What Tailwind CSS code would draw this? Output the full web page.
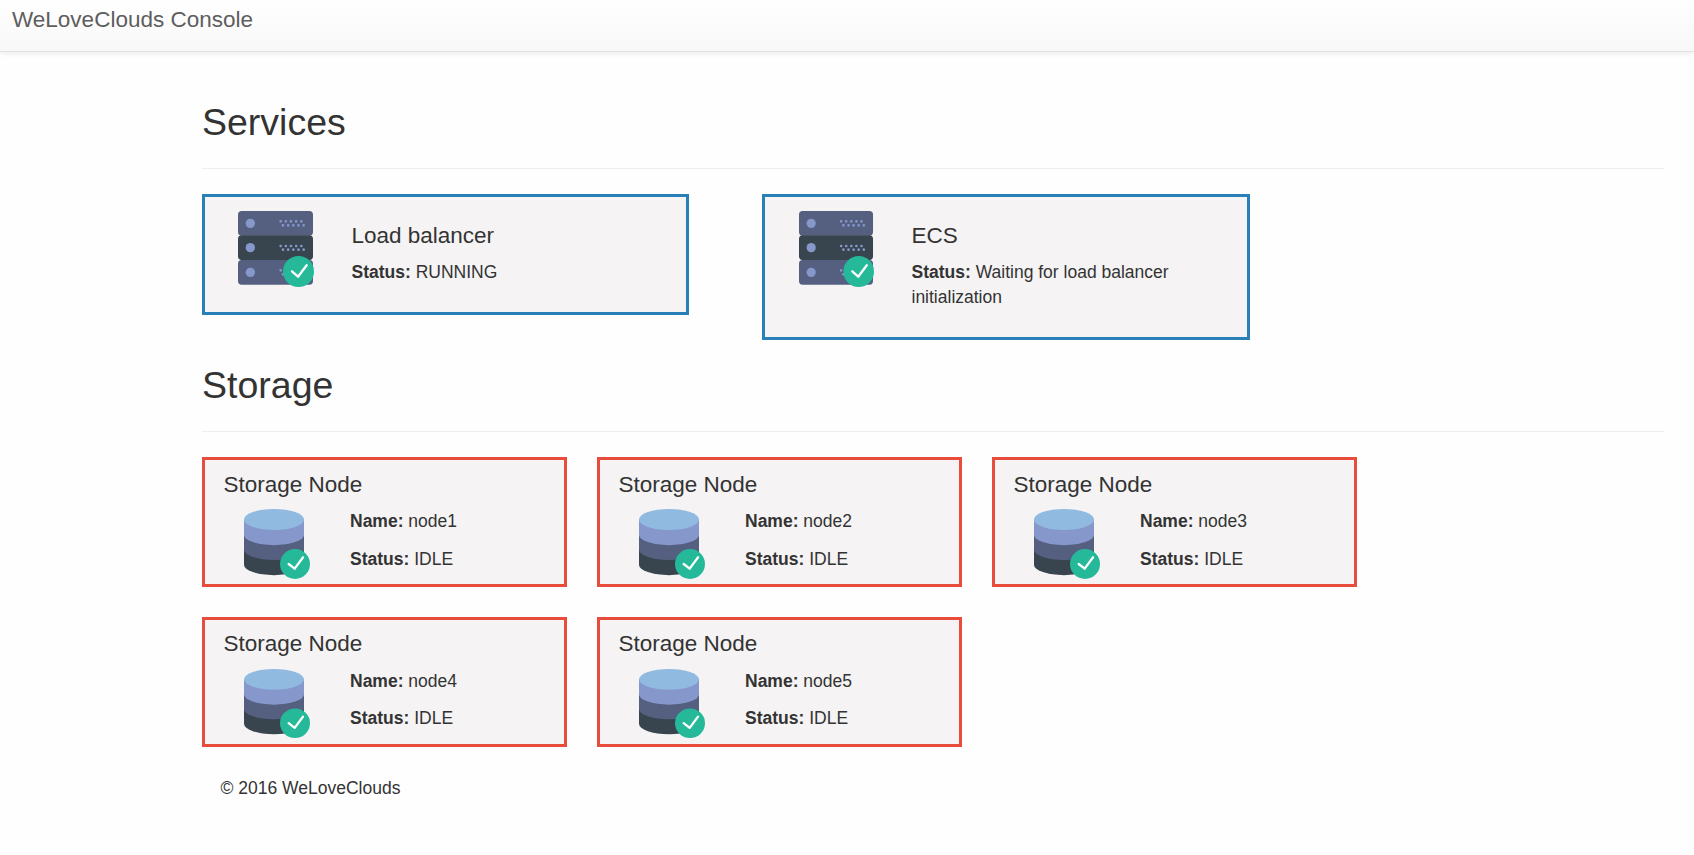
<!DOCTYPE html>
<html lang="en">
<head>
<meta charset="utf-8">
<title>WeLoveClouds Console</title>
<script src="https://cdn.jsdelivr.net/npm/@tailwindcss/browser@4"></script>
</head>
<body class="bg-[#fefefe] font-['Liberation_Sans',Arial,sans-serif] text-[17.5px] leading-[25px] text-[#333]">
<!-- Shared icons -->
<svg class="hidden">
  <symbol id="server" viewBox="39 33 228 228" preserveAspectRatio="none">
    <rect x="39" y="33" width="225" height="74" rx="11" fill="#556080"/>
    <rect x="39" y="180" width="225" height="74" rx="11" fill="#556080"/>
    <rect x="39" y="106" width="225" height="74" rx="11" fill="#38454f"/>
    <g fill="#8697cb">
      <circle cx="76" cy="70" r="14"/><circle cx="76" cy="143" r="14"/><circle cx="76" cy="217" r="14"/>
    </g>
    <g stroke="#8697cb" stroke-width="8" stroke-linecap="round" stroke-dasharray="0 15.5">
      <path d="M167 64H230M174 76H237M167 138H230M174 149H237M167 211H230M174 223H237"/>
    </g>
    <circle cx="220.500" cy="214.500" r="46.5" fill="#26b999"/>
    <path d="M201 214L219 230L245 196" fill="none" stroke="#fff" stroke-width="7" stroke-linecap="round" stroke-linejoin="round"/>
  </symbol>
  <symbol id="database" viewBox="42 42 198 210" preserveAspectRatio="none">
    <path d="M42 160V209A90 31.500 0 0 0 222 209V160Z" fill="#38454f"/>
    <path d="M42 115V163.500A90 31.500 0 0 0 222 163.500V115Z" fill="#556080"/>
    <path d="M42 73.500V119A90 31.500 0 0 0 222 119V73.500Z" fill="#8697cb"/>
    <ellipse cx="132" cy="73.500" rx="90" ry="31.500" fill="#91bae1"/>
    <circle cx="195" cy="207" r="45" fill="#26b999"/>
    <path d="M176 207L194 221L219 187" fill="none" stroke="#fff" stroke-width="7" stroke-linecap="round" stroke-linejoin="round"/>
  </symbol>
</svg>

<nav class="h-[52px] border-b border-[#e2e2e2] bg-linear-to-b from-white to-[#f8f8f8] pt-[7px] pl-3 shadow-[0_1px_6px_rgba(0,0,0,0.09)]">
  <a class="block text-[22.5px] leading-[25px] text-[#5e5e5e]">WeLoveClouds Console</a>
</nav>

<main class="ml-[202px] mr-[30px] pt-[49px]">
  <h1 class="h-[67px] text-[37.5px] leading-[42px]">Services</h1>
  <hr class="border-[#eee]">
  <section class="mt-[25px] flex h-[146px] items-start gap-[73px]">
    <article class="flex h-[121px] w-[487px] border-3 border-[#2980b9] bg-[#f5f3f4] pt-3.5 pl-[33px]">
      <svg class="size-[76px] shrink-0"><use href="#server"/></svg>
      <div class="ml-[37.5px] w-[290px] pt-[12px]">
        <h2 class="text-[22.5px] leading-[25px]">Load balancer</h2>
        <p class="mt-3"><b>Status:</b> RUNNING</p>
      </div>
    </article>
    <article class="flex h-[146px] w-[488px] border-3 border-[#2980b9] bg-[#f5f3f4] pt-3.5 pl-[34px]">
      <svg class="h-[76px] w-[75px] shrink-0"><use href="#server"/></svg>
      <div class="ml-[37.5px] w-[290px] pt-[12px]">
        <h2 class="text-[22.5px] leading-[25px]">ECS</h2>
        <p class="mt-3"><b>Status:</b> Waiting for load balancer initialization</p>
      </div>
    </article>
  </section>

  <h1 class="mt-6 h-[67px] text-[37.5px] leading-[42px]">Storage</h1>
  <hr class="border-[#eee]">
  <section class="mt-[25px] grid grid-cols-[365px_365px_365px] gap-[30px]">
    <article class="h-[130px] border-3 border-[#e74c3c] bg-[#f5f3f4] pt-3 pl-[18.5px]">
      <h2 class="text-[22.5px] leading-[25px]">Storage Node</h2>
      <div class="mt-3 flex pl-[20.5px]">
        <svg class="h-[70px] w-[66px]"><use href="#database"/></svg>
        <div class="ml-[40px] space-y-[13px]"><p><b>Name:</b> node1</p><p><b>Status:</b> IDLE</p></div>
      </div>
    </article>
    <article class="h-[130px] border-3 border-[#e74c3c] bg-[#f5f3f4] pt-3 pl-[18.5px]">
      <h2 class="text-[22.5px] leading-[25px]">Storage Node</h2>
      <div class="mt-3 flex pl-[20.5px]">
        <svg class="h-[70px] w-[66px]"><use href="#database"/></svg>
        <div class="ml-[40px] space-y-[13px]"><p><b>Name:</b> node2</p><p><b>Status:</b> IDLE</p></div>
      </div>
    </article>
    <article class="h-[130px] border-3 border-[#e74c3c] bg-[#f5f3f4] pt-3 pl-[18.5px]">
      <h2 class="text-[22.5px] leading-[25px]">Storage Node</h2>
      <div class="mt-3 flex pl-[20.5px]">
        <svg class="h-[70px] w-[66px]"><use href="#database"/></svg>
        <div class="ml-[40px] space-y-[13px]"><p><b>Name:</b> node3</p><p><b>Status:</b> IDLE</p></div>
      </div>
    </article>
    <article class="h-[130px] border-3 border-[#e74c3c] bg-[#f5f3f4] pt-[11px] pl-[18.5px]">
      <h2 class="text-[22.5px] leading-[25px]">Storage Node</h2>
      <div class="mt-[13px] flex pl-[20.5px]">
        <svg class="h-[69px] w-[66px]"><use href="#database"/></svg>
        <div class="ml-[40px] space-y-3"><p><b>Name:</b> node4</p><p><b>Status:</b> IDLE</p></div>
      </div>
    </article>
    <article class="h-[130px] border-3 border-[#e74c3c] bg-[#f5f3f4] pt-[11px] pl-[18.5px]">
      <h2 class="text-[22.5px] leading-[25px]">Storage Node</h2>
      <div class="mt-[13px] flex pl-[20.5px]">
        <svg class="h-[69px] w-[66px]"><use href="#database"/></svg>
        <div class="ml-[40px] space-y-3"><p><b>Name:</b> node5</p><p><b>Status:</b> IDLE</p></div>
      </div>
    </article>
  </section>
  <footer class="mt-[29px] pl-[18.5px]">© 2016 WeLoveClouds</footer>
</main>
</body>
</html>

########################################

AIM: Without including any pictures, print all of the material exactly as given.

SOLUTION BELOW:
What Tailwind CSS code would draw this? Output the full web page.
<!DOCTYPE html>
<html lang="en">
<head>
<meta charset="utf-8">
<title>WeLoveClouds Console</title>
<script src="https://cdn.jsdelivr.net/npm/@tailwindcss/browser@4"></script>
</head>
<body class="bg-[#fefefe] font-['Liberation_Sans',Arial,sans-serif] text-[17.5px] leading-[25px] text-[#333]">
<!-- Shared icons -->
<svg class="hidden">
  <symbol id="server" viewBox="39 33 228 228" preserveAspectRatio="none">
    <rect x="39" y="33" width="225" height="74" rx="11" fill="#556080"/>
    <rect x="39" y="180" width="225" height="74" rx="11" fill="#556080"/>
    <rect x="39" y="106" width="225" height="74" rx="11" fill="#38454f"/>
    <g fill="#8697cb">
      <circle cx="76" cy="70" r="14"/><circle cx="76" cy="143" r="14"/><circle cx="76" cy="217" r="14"/>
    </g>
    <g stroke="#8697cb" stroke-width="8" stroke-linecap="round" stroke-dasharray="0 15.5">
      <path d="M167 64H230M174 76H237M167 138H230M174 149H237M167 211H230M174 223H237"/>
    </g>
    <circle cx="220.500" cy="214.500" r="46.5" fill="#26b999"/>
    <path d="M201 214L219 230L245 196" fill="none" stroke="#fff" stroke-width="7" stroke-linecap="round" stroke-linejoin="round"/>
  </symbol>
  <symbol id="database" viewBox="42 42 198 210" preserveAspectRatio="none">
    <path d="M42 160V209A90 31.500 0 0 0 222 209V160Z" fill="#38454f"/>
    <path d="M42 115V163.500A90 31.500 0 0 0 222 163.500V115Z" fill="#556080"/>
    <path d="M42 73.500V119A90 31.500 0 0 0 222 119V73.500Z" fill="#8697cb"/>
    <ellipse cx="132" cy="73.500" rx="90" ry="31.500" fill="#91bae1"/>
    <circle cx="195" cy="207" r="45" fill="#26b999"/>
    <path d="M176 207L194 221L219 187" fill="none" stroke="#fff" stroke-width="7" stroke-linecap="round" stroke-linejoin="round"/>
  </symbol>
</svg>

<nav class="h-[52px] border-b border-[#e2e2e2] bg-linear-to-b from-white to-[#f8f8f8] pt-[7px] pl-3 shadow-[0_1px_6px_rgba(0,0,0,0.09)]">
  <a class="block text-[22.5px] leading-[25px] text-[#5e5e5e]">WeLoveClouds Console</a>
</nav>

<main class="ml-[202px] mr-[30px] pt-[49px]">
  <h1 class="h-[67px] text-[37.5px] leading-[42px]">Services</h1>
  <hr class="border-[#eee]">
  <section class="mt-[25px] flex h-[146px] items-start gap-[73px]">
    <article class="flex h-[121px] w-[487px] border-3 border-[#2980b9] bg-[#f5f3f4] pt-3.5 pl-[33px]">
      <svg class="size-[76px] shrink-0"><use href="#server"/></svg>
      <div class="ml-[37.5px] w-[290px] pt-[12px]">
        <h2 class="text-[22.5px] leading-[25px]">Load balancer</h2>
        <p class="mt-3"><b>Status:</b> RUNNING</p>
      </div>
    </article>
    <article class="flex h-[146px] w-[488px] border-3 border-[#2980b9] bg-[#f5f3f4] pt-3.5 pl-[34px]">
      <svg class="h-[76px] w-[75px] shrink-0"><use href="#server"/></svg>
      <div class="ml-[37.5px] w-[290px] pt-[12px]">
        <h2 class="text-[22.5px] leading-[25px]">ECS</h2>
        <p class="mt-3"><b>Status:</b> Waiting for load balancer initialization</p>
      </div>
    </article>
  </section>

  <h1 class="mt-6 h-[67px] text-[37.5px] leading-[42px]">Storage</h1>
  <hr class="border-[#eee]">
  <section class="mt-[25px] grid grid-cols-[365px_365px_365px] gap-[30px]">
    <article class="h-[130px] border-3 border-[#e74c3c] bg-[#f5f3f4] pt-3 pl-[18.5px]">
      <h2 class="text-[22.5px] leading-[25px]">Storage Node</h2>
      <div class="mt-3 flex pl-[20.5px]">
        <svg class="h-[70px] w-[66px]"><use href="#database"/></svg>
        <div class="ml-[40px] space-y-[13px]"><p><b>Name:</b> node1</p><p><b>Status:</b> IDLE</p></div>
      </div>
    </article>
    <article class="h-[130px] border-3 border-[#e74c3c] bg-[#f5f3f4] pt-3 pl-[18.5px]">
      <h2 class="text-[22.5px] leading-[25px]">Storage Node</h2>
      <div class="mt-3 flex pl-[20.5px]">
        <svg class="h-[70px] w-[66px]"><use href="#database"/></svg>
        <div class="ml-[40px] space-y-[13px]"><p><b>Name:</b> node2</p><p><b>Status:</b> IDLE</p></div>
      </div>
    </article>
    <article class="h-[130px] border-3 border-[#e74c3c] bg-[#f5f3f4] pt-3 pl-[18.5px]">
      <h2 class="text-[22.5px] leading-[25px]">Storage Node</h2>
      <div class="mt-3 flex pl-[20.5px]">
        <svg class="h-[70px] w-[66px]"><use href="#database"/></svg>
        <div class="ml-[40px] space-y-[13px]"><p><b>Name:</b> node3</p><p><b>Status:</b> IDLE</p></div>
      </div>
    </article>
    <article class="h-[130px] border-3 border-[#e74c3c] bg-[#f5f3f4] pt-[11px] pl-[18.5px]">
      <h2 class="text-[22.5px] leading-[25px]">Storage Node</h2>
      <div class="mt-[13px] flex pl-[20.5px]">
        <svg class="h-[69px] w-[66px]"><use href="#database"/></svg>
        <div class="ml-[40px] space-y-3"><p><b>Name:</b> node4</p><p><b>Status:</b> IDLE</p></div>
      </div>
    </article>
    <article class="h-[130px] border-3 border-[#e74c3c] bg-[#f5f3f4] pt-[11px] pl-[18.5px]">
      <h2 class="text-[22.5px] leading-[25px]">Storage Node</h2>
      <div class="mt-[13px] flex pl-[20.5px]">
        <svg class="h-[69px] w-[66px]"><use href="#database"/></svg>
        <div class="ml-[40px] space-y-3"><p><b>Name:</b> node5</p><p><b>Status:</b> IDLE</p></div>
      </div>
    </article>
  </section>
  <footer class="mt-[29px] pl-[18.5px]">© 2016 WeLoveClouds</footer>
</main>
</body>
</html>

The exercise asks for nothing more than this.